__TASK DETAILS__.
Pictures stay out of the copy; restate everything else in the material exactly.
begin DATA LINES
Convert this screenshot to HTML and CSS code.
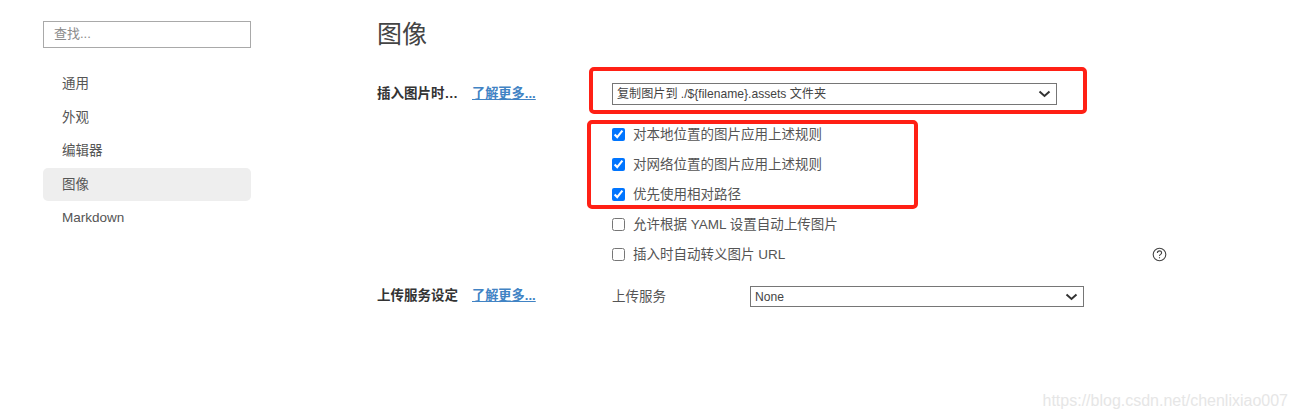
FILE: index.html
```html
<!DOCTYPE html>
<html lang="zh-CN">
<head>
<meta charset="utf-8">
<title>图像</title>
<link rel="stylesheet" href="styles.css">
</head>
<body>
<div class="page">
  <aside class="sidebar">
    <input class="search" type="text" placeholder="查找...">
    <nav class="nav">
      <div class="nav-item">通用</div>
      <div class="nav-item">外观</div>
      <div class="nav-item">编辑器</div>
      <div class="nav-item active">图像</div>
      <div class="nav-item">Markdown</div>
    </nav>
  </aside>
  <main class="main">
    <h1 class="title">图像</h1>
    <section class="group first">
      <div class="label"><span class="label-text">插入图片时…</span><a class="more">了解更多...</a></div>
      <div class="controls">
        <div class="select-wrap wide">
          <select class="select"><option>复制图片到 ./${filename}.assets 文件夹</option></select>
          <svg class="chevron" width="13" height="8" viewBox="0 0 13 8" fill="none" stroke="#333" stroke-width="2"><path d="M1.500 1.500l5 4.500 5-4.500"/></svg>
        </div>
        <label class="check"><input type="checkbox" checked><span>对本地位置的图片应用上述规则</span></label>
        <label class="check"><input type="checkbox" checked><span>对网络位置的图片应用上述规则</span></label>
        <label class="check"><input type="checkbox" checked><span>优先使用相对路径</span></label>
        <label class="check"><input type="checkbox"><span>允许根据 YAML 设置自动上传图片</span></label>
        <div class="check-row">
          <label class="check"><input type="checkbox"><span>插入时自动转义图片 URL</span></label>
          <svg class="help" width="15" height="15" viewBox="0 0 15 15" fill="none" stroke="#444" stroke-width="1.100">
            <circle cx="7.500" cy="7.500" r="6.300"/>
            <path d="M5.400 6c0-1.300 1-2.100 2.100-2.100s2.100.8 2.100 2c0 1.500-2.100 1.500-2.100 3.100"/>
            <path d="M7.500 10.200v1.100"/>
          </svg>
        </div>
      </div>
    </section>
    <section class="group second">
      <div class="label"><span class="label-text">上传服务设定</span><a class="more">了解更多...</a></div>
      <div class="service">
        <span class="service-label">上传服务</span>
        <div class="select-wrap narrow">
          <select class="select"><option>None</option></select>
          <svg class="chevron" width="13" height="8" viewBox="0 0 13 8" fill="none" stroke="#333" stroke-width="2"><path d="M1.500 1.500l5 4.500 5-4.500"/></svg>
        </div>
      </div>
    </section>
  </main>
</div>
<div class="mark mark-one"></div>
<div class="mark mark-two"></div>
<div class="watermark">https://blog.csdn.net/chenlixiao007</div>
</body>
</html>
```
FILE: styles.css
```css
* { box-sizing: border-box; }
html, body { margin: 0; height: 100%; }
body {
  position: relative;
  overflow: hidden;
  background: #fff;
  color: #555;
  font-family: "Liberation Sans", "Noto Sans CJK SC", sans-serif;
  font-size: 13.5px;
}
.page { display: flex; padding-left: 43px; }
.sidebar { width: 208px; padding-top: 21px; flex: none; }
.search {
  display: block;
  width: 208px;
  height: 27px;
  padding: 0 10px 3px;
  border: 1px solid #a9a9a9;
  border-radius: 0;
  outline: 0;
  font: inherit;
  font-size: 13px;
}
.search::placeholder { color: #8a8a8a; }
.nav { margin-top: 19px; }
.nav-item {
  height: 33.500px;
  line-height: 33.500px;
  padding-left: 19px;
  border-radius: 5px;
}
.nav-item.active { background: #eeeeee; }
.main { margin-left: 126px; flex: 1; }
.title {
  margin: 0;
  padding-top: 16px;
  height: 83px;
  font-size: 25px;
  line-height: 36px;
  font-weight: 400;
  color: #444;
}
.group { display: flex; }
.second { margin-top: 16px; }
.label { width: 235px; flex: none; display: flex; height: 22px; line-height: 22px; }
.label-text { width: 95px; flex: none; font-weight: 600; color: #333; white-space: nowrap; }
.more { color: #4183c4; font-size: 13.200px; font-weight: 600; text-decoration: underline; white-space: nowrap; }
.controls { width: 555px; display: flex; flex-direction: column; }
.select-wrap { position: relative; height: 22px; }
.select {
  display: block;
  width: 100%;
  height: 100%;
  padding: 0 20px 0 4px;
  border: 1px solid #767676;
  border-radius: 0;
  appearance: none;
  background-color: #fff;
  color: #444;
  font-family: "Liberation Sans", "Noto Sans CJK SC", sans-serif;
  font-size: 12.100px;
}
.chevron { position: absolute; right: 6px; top: 7px; }
.wide { width: 445px; margin-bottom: 14px; }
.narrow { width: 334px; height: 21px; }
.check { display: flex; align-items: center; height: 30px; }
.check input { width: 13px; height: 13px; margin: 0 8px 0 0; flex: none; }
.check span { padding-bottom: 2px; }
.check-row { display: flex; justify-content: space-between; align-items: center; }
.help { display: block; }
.service { display: flex; align-items: center; }
.service-label { width: 138px; flex: none; padding-bottom: 3px; }
.mark {
  position: absolute;
  border: 4px solid #ff2015;
  border-radius: 5px;
  pointer-events: none;
}
.mark-one { left: 589px; top: 67px; width: 498px; height: 47px; }
.mark-two { left: 587px; top: 120px; width: 331px; height: 89px; }
.watermark {
  position: absolute;
  right: 9px;
  top: 391px;
  color: #e6e6e6;
  font-family: "Liberation Sans", sans-serif;
  font-size: 16px;
  line-height: 20px;
}
```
end DATA LINES
__EXERCISE RESPONSE__.
Convert this screenshot to HTML and CSS code.
FILE: index.html
```html
<!DOCTYPE html>
<html lang="zh-CN">
<head>
<meta charset="utf-8">
<title>图像</title>
<link rel="stylesheet" href="styles.css">
</head>
<body>
<div class="page">
  <aside class="sidebar">
    <input class="search" type="text" placeholder="查找...">
    <nav class="nav">
      <div class="nav-item">通用</div>
      <div class="nav-item">外观</div>
      <div class="nav-item">编辑器</div>
      <div class="nav-item active">图像</div>
      <div class="nav-item">Markdown</div>
    </nav>
  </aside>
  <main class="main">
    <h1 class="title">图像</h1>
    <section class="group first">
      <div class="label"><span class="label-text">插入图片时…</span><a class="more">了解更多...</a></div>
      <div class="controls">
        <div class="select-wrap wide">
          <select class="select"><option>复制图片到 ./${filename}.assets 文件夹</option></select>
          <svg class="chevron" width="13" height="8" viewBox="0 0 13 8" fill="none" stroke="#333" stroke-width="2"><path d="M1.500 1.500l5 4.500 5-4.500"/></svg>
        </div>
        <label class="check"><input type="checkbox" checked><span>对本地位置的图片应用上述规则</span></label>
        <label class="check"><input type="checkbox" checked><span>对网络位置的图片应用上述规则</span></label>
        <label class="check"><input type="checkbox" checked><span>优先使用相对路径</span></label>
        <label class="check"><input type="checkbox"><span>允许根据 YAML 设置自动上传图片</span></label>
        <div class="check-row">
          <label class="check"><input type="checkbox"><span>插入时自动转义图片 URL</span></label>
          <svg class="help" width="15" height="15" viewBox="0 0 15 15" fill="none" stroke="#444" stroke-width="1.100">
            <circle cx="7.500" cy="7.500" r="6.300"/>
            <path d="M5.400 6c0-1.300 1-2.100 2.100-2.100s2.100.8 2.100 2c0 1.500-2.100 1.500-2.100 3.100"/>
            <path d="M7.500 10.200v1.100"/>
          </svg>
        </div>
      </div>
    </section>
    <section class="group second">
      <div class="label"><span class="label-text">上传服务设定</span><a class="more">了解更多...</a></div>
      <div class="service">
        <span class="service-label">上传服务</span>
        <div class="select-wrap narrow">
          <select class="select"><option>None</option></select>
          <svg class="chevron" width="13" height="8" viewBox="0 0 13 8" fill="none" stroke="#333" stroke-width="2"><path d="M1.500 1.500l5 4.500 5-4.500"/></svg>
        </div>
      </div>
    </section>
  </main>
</div>
<div class="mark mark-one"></div>
<div class="mark mark-two"></div>
<div class="watermark">https://blog.csdn.net/chenlixiao007</div>
</body>
</html>
```
FILE: styles.css
```css
* { box-sizing: border-box; }
html, body { margin: 0; height: 100%; }
body {
  position: relative;
  overflow: hidden;
  background: #fff;
  color: #555;
  font-family: "Liberation Sans", "Noto Sans CJK SC", sans-serif;
  font-size: 13.5px;
}
.page { display: flex; padding-left: 43px; }
.sidebar { width: 208px; padding-top: 21px; flex: none; }
.search {
  display: block;
  width: 208px;
  height: 27px;
  padding: 0 10px 3px;
  border: 1px solid #a9a9a9;
  border-radius: 0;
  outline: 0;
  font: inherit;
  font-size: 13px;
}
.search::placeholder { color: #8a8a8a; }
.nav { margin-top: 19px; }
.nav-item {
  height: 33.500px;
  line-height: 33.500px;
  padding-left: 19px;
  border-radius: 5px;
}
.nav-item.active { background: #eeeeee; }
.main { margin-left: 126px; flex: 1; }
.title {
  margin: 0;
  padding-top: 16px;
  height: 83px;
  font-size: 25px;
  line-height: 36px;
  font-weight: 400;
  color: #444;
}
.group { display: flex; }
.second { margin-top: 16px; }
.label { width: 235px; flex: none; display: flex; height: 22px; line-height: 22px; }
.label-text { width: 95px; flex: none; font-weight: 600; color: #333; white-space: nowrap; }
.more { color: #4183c4; font-size: 13.200px; font-weight: 600; text-decoration: underline; white-space: nowrap; }
.controls { width: 555px; display: flex; flex-direction: column; }
.select-wrap { position: relative; height: 22px; }
.select {
  display: block;
  width: 100%;
  height: 100%;
  padding: 0 20px 0 4px;
  border: 1px solid #767676;
  border-radius: 0;
  appearance: none;
  background-color: #fff;
  color: #444;
  font-family: "Liberation Sans", "Noto Sans CJK SC", sans-serif;
  font-size: 12.100px;
}
.chevron { position: absolute; right: 6px; top: 7px; }
.wide { width: 445px; margin-bottom: 14px; }
.narrow { width: 334px; height: 21px; }
.check { display: flex; align-items: center; height: 30px; }
.check input { width: 13px; height: 13px; margin: 0 8px 0 0; flex: none; }
.check span { padding-bottom: 2px; }
.check-row { display: flex; justify-content: space-between; align-items: center; }
.help { display: block; }
.service { display: flex; align-items: center; }
.service-label { width: 138px; flex: none; padding-bottom: 3px; }
.mark {
  position: absolute;
  border: 4px solid #ff2015;
  border-radius: 5px;
  pointer-events: none;
}
.mark-one { left: 589px; top: 67px; width: 498px; height: 47px; }
.mark-two { left: 587px; top: 120px; width: 331px; height: 89px; }
.watermark {
  position: absolute;
  right: 9px;
  top: 391px;
  color: #e6e6e6;
  font-family: "Liberation Sans", sans-serif;
  font-size: 16px;
  line-height: 20px;
}
```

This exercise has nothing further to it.